Sensu Metrics

From GO Wiki
Jump to navigation Jump to search

I am working out some sensu metric for David and noting down here how I did the analysis.

The metrics that we want are:

1) For each sensu term what are the old and new names?
2) How many terms were merged?
3) How many terms were redefined?


Before and after the edits

For some of the work I am comparing the before and after files that flank the period of the sensu overhaul. For this purpose the pre sensu overhaul file that I am using is version 5.123 of go/ontology/gene_ontology_edit.obo.

obodiff

Use of obodiff indicates that this period saw 77642 individual edits to the file.

sensu term ids

I extracted the ids of the old sensu terms from the sensu term table that is in scratch. (I just did that in a text editor by doing a search and replace to get rid of everything abut the GO:ids.)

sensu lines in obodiff output

I then extracted all the lines from the obodiff output file that described edits to sensu terms. This was done using a new script, now in cvs, called extract-from-obodiff.pl. Please see: /go/software/utilities/extract-from-obodiff.pl

The script loads the list of sensu term ids, puts them in a hash, and then searches the file for any lines with any of those ids, and prints only those lines.

3040 of the 77642 lines in the obodiff output pertain to sensu edits.

I wrote a script to parse the obodiff output file format and it counts how many of each type of edit was carried out.
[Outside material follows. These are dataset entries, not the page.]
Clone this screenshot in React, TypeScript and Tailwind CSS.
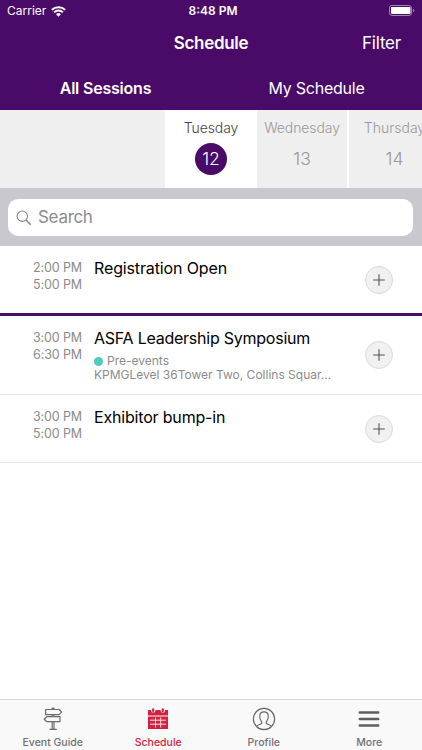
import React from "react";

const font = "font-['Inter','Liberation_Sans',sans-serif]";

function WifiIcon() {
  return (
    <svg width="15" height="11" viewBox="0 0 15 11" fill="none" stroke="#fff" strokeWidth="2">
      <path d="M.8 3.900a9.600 9.600 0 0 1 13.400 0" />
      <path d="M3.100 6.400a6.200 6.200 0 0 1 8.800 0" />
      <path d="M7.500 10.800 5 8.300a3.500 3.500 0 0 1 5 0Z" fill="#fff" stroke="none" />
    </svg>
  );
}

function BatteryIcon() {
  return (
    <svg width="27" height="12" viewBox="0 0 27 12" fill="none">
      <rect x="1.500" y="0.500" width="22" height="10" rx="2.600" stroke="#a088b5" />
      <rect x="3" y="2" width="19.500" height="7" rx="1.100" fill="#fff" />
      <path d="M25 3.700v3.600c.8-.3 1.300-1 1.300-1.800s-.5-1.500-1.300-1.800Z" fill="#a088b5" />
    </svg>
  );
}

function SignpostIcon() {
  return (
    <svg width="20" height="24" viewBox="0 0 20 24" fill="none" stroke="#6b6b6b" strokeWidth="1.2" strokeLinejoin="round">
      <path d="M9.200 2.400V1.200h1.800v1.200M9.200 7.800v2M11 7.800v2M9.200 14.800v7.400M11 14.800v7.400M6.400 22.300h7.400" />
      <path d="M2.600 2.500h13.600l2.500 2.600-2.500 2.600H2.600Z" />
      <path d="M17 9.700H3.800L1.200 12.200l2.600 2.500H17Z" />
    </svg>
  );
}

function CalendarIcon() {
  return (
    <svg width="22" height="22" viewBox="0 0 22 22" fill="none">
      <path d="M1 2h20v5.600H1Z M1 8.400h20V21H1Z" fill="#d3213f" />
      <path d="M1 8h20" stroke="#e98b99" strokeWidth="0.800" />
      <circle cx="6.200" cy="2.400" r="2.200" fill="#f9f9f9" />
      <circle cx="15.800" cy="2.400" r="2.200" fill="#f9f9f9" />
      <path d="M6.200 1.300v1.800M15.800 1.300v1.800" stroke="#d3213f" strokeWidth="2.200" strokeLinecap="round" />
      <path d="M3 12.200h16M3 16.200h16M8.500 9.500v10M13.700 9.500v10" stroke="#fbe3e6" strokeWidth="1" />
    </svg>
  );
}

function ProfileIcon() {
  return (
    <svg width="24" height="24" viewBox="0 0 24 24" fill="none" stroke="#666" strokeWidth="1.150" strokeLinejoin="round">
      <circle cx="12" cy="12" r="10.600" />
      <path d="M4.400 19.300c1.300-1.200 3-1.800 4.400-2.300 1.100-.4 1.300-1.400.8-2.200C8.500 13.400 7.700 11.600 7.700 9.300 7.700 6.700 9.500 4.900 12 4.900s4.300 1.800 4.300 4.400c0 2.300-.8 4.100-1.900 5.500-.5.800-.3 1.800.8 2.200 1.400.5 3.100 1.100 4.400 2.300" />
    </svg>
  );
}

function MenuIcon() {
  return (
    <svg width="22" height="18" viewBox="0 0 22 18" stroke="#5f5f5f" strokeWidth="2.500" strokeLinecap="round">
      <path d="M1.800 2.500h18.400M1.800 9h18.400M1.800 15.500h18.400" />
    </svg>
  );
}

function AddButton() {
  return (
    <button aria-label="Add" className="flex size-7 items-center justify-center rounded-full border border-[#dadada] bg-[#f1f1f1]">
      <svg width="12" height="12" viewBox="0 0 12 12" stroke="#555" strokeWidth="1.100">
        <path d="M6 .2v11.600M.2 6h11.600" />
      </svg>
    </button>
  );
}

interface SessionProps {
  start: string;
  end: string;
  title: string;
  titleClass: string;
  rowClass: string;
  children?: React.ReactNode;
}

function Session({ start, end, title, titleClass, rowClass, children }: SessionProps) {
  return (
    <li className={`flex ${rowClass}`}>
      <div className="w-[82px] shrink-0 pt-[13px] text-right text-[12.5px] leading-[17px] tracking-[-0.12px] text-[#8b8b8b]">
        <div>{start}</div>
        <div>{end}</div>
      </div>
      <div className="w-[271px] shrink-0 pt-3 pl-3 whitespace-nowrap">
        <h2 className={`text-[16px] leading-5 text-black ${titleClass}`}>{title}</h2>
        {children}
      </div>
      <div className="flex items-center pl-3">
        <AddButton />
      </div>
    </li>
  );
}

export default function App() {
  return (
    <div className={`flex h-[750px] w-[422px] flex-col overflow-hidden bg-white ${font}`}>
      <header className="h-[110px] shrink-0 bg-[#490a68] text-white">
        <div className="grid h-[22px] grid-cols-3 items-center px-[7px] text-[12px]">
          <div className="flex items-center gap-[5px]">
            <span>Carrier</span>
            <WifiIcon />
          </div>
          <div className="pl-1 text-center font-semibold">8:48 PM</div>
          <div className="flex justify-end">
            <BatteryIcon />
          </div>
        </div>
        <div className="grid h-11 grid-cols-3 items-center text-[17px]">
          <span />
          <h1 className="text-center font-semibold tracking-[-0.3px]">Schedule</h1>
          <span className="pr-[21px] text-right tracking-[-0.2px]">Filter</span>
        </div>
        <div className="grid h-11 grid-cols-2 items-center text-center text-[16px]">
          <span className="font-semibold tracking-[-0.2px]">All Sessions</span>
          <span className="tracking-[-0.25px]">My Schedule</span>
        </div>
      </header>

      <div className="flex h-[78px] shrink-0 overflow-hidden bg-[#efefef] text-center text-[14px] font-light text-[#999]">
        <div className="w-[165px] shrink-0" />
        <div className="flex w-[92px] shrink-0 flex-col items-center bg-white pt-2 text-[#444]">
          <span className="leading-5 tracking-[-0.1px]">Tuesday</span>
          <span className="mt-[5px] flex size-8 items-center justify-center rounded-full bg-[#490a68] text-[17.5px] text-white">12</span>
        </div>
        <div className="flex w-[92px] shrink-0 flex-col items-center border-r-2 border-white pt-2">
          <span className="leading-5 tracking-[-0.1px]">Wednesday</span>
          <span className="mt-[5px] text-[17.5px] leading-8">13</span>
        </div>
        <div className="flex w-[91px] shrink-0 flex-col items-center pt-2">
          <span className="leading-5">Thursday</span>
          <span className="mt-[5px] text-[17.5px] leading-8">14</span>
        </div>
      </div>

      <div className="h-[58px] shrink-0 bg-[#c9c8cf] px-2 pt-[11px]">
        <div className="flex h-[37px] w-[405px] items-center gap-[6px] rounded-[10px] bg-white pl-2 text-[17px] tracking-[-0.3px] text-[#8b8b8e]">
          <svg width="16" height="16" viewBox="0 0 16 16" fill="none" stroke="#828286" strokeWidth="1.100">
            <circle cx="6.300" cy="6.200" r="5.200" />
            <path d="m10 10 4.700 4.700" strokeWidth="1.500" />
          </svg>
          Search
        </div>
      </div>

      <ul className="flex-1">
        <Session start="2:00 PM" end="5:00 PM" title="Registration Open" titleClass="tracking-[-0.13px]" rowClass="h-[70px] border-b-[3px] border-[#490a68]" />
        <Session start="3:00 PM" end="6:30 PM" title="ASFA Leadership Symposium" titleClass="tracking-[-0.24px]" rowClass="h-[79px] border-b border-[#e6e6e6]">
          <div className="mt-[6px] text-[12px] leading-[14px] text-[#8b8b8b]">
            <div className="flex items-center gap-1">
              <span className="size-[9px] rounded-full bg-[#4eccbf]" />
              Pre-events
            </div>
            <div>KPMGLevel 36Tower Two, Collins Squar...</div>
          </div>
        </Session>
        <Session start="3:00 PM" end="5:00 PM" title="Exhibitor bump-in" titleClass="tracking-[-0.18px]" rowClass="h-[68px] border-b border-[#e6e6e6]" />
      </ul>

      <nav className="grid h-[51px] shrink-0 grid-cols-4 border-t border-[#d9d9d9] bg-[#f9f9f9] text-[10.500px] font-medium text-[#707070]">
        <div className="flex flex-col items-center pt-[7px]">
          <SignpostIcon />
          <span className="mt-1 leading-4">Event Guide</span>
        </div>
        <div className="flex flex-col items-center pt-2 text-[#d3213f]">
          <CalendarIcon />
          <span className="mt-[5px] leading-4">Schedule</span>
        </div>
        <div className="flex flex-col items-center pt-[7px]">
          <ProfileIcon />
          <span className="mt-1 leading-4">Profile</span>
        </div>
        <div className="flex flex-col items-center pt-[10px]">
          <MenuIcon />
          <span className="mt-[7px] leading-4">More</span>
        </div>
      </nav>
    </div>
  );
}
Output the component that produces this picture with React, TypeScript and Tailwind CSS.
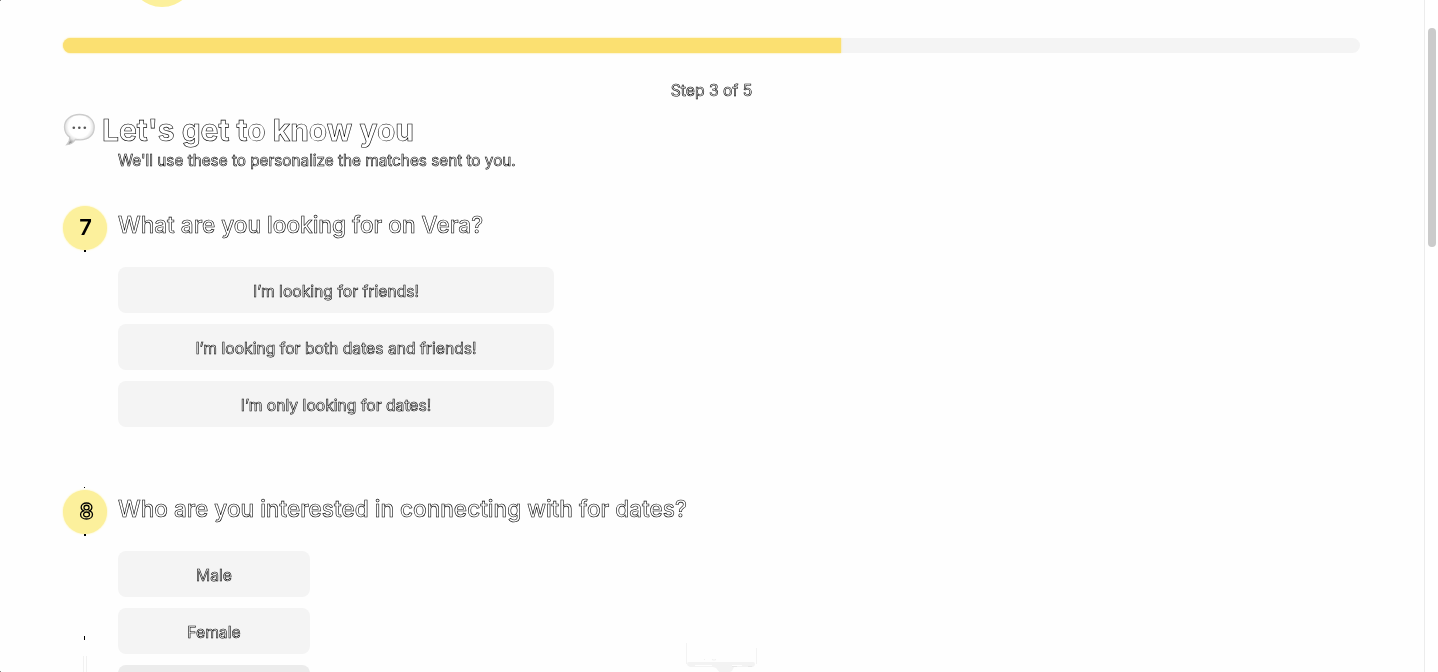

For the sensu terms it shows:

415 definition dbxrefs were added.
98 term merges took place.
650 new synonyms were added.
358 names were changed.
604 syonyms were assigned a scope.
63 new part_of relationships were made.
51 new is_a relationships were made.
11 definitions were added.
77 general dbxrefs were added.
11 terms were added to subsets.
67 comments were changed.
371 definitions were changed.
10 new terms were made.
37 definition dbxrefs were deleted.
21 part_of relationships were deleted.
113 is_a relationships were deleted.
46 synonyms were deleted.

The script is checked into cvs in go/software/utilities and it is called 'count_edits.pl'.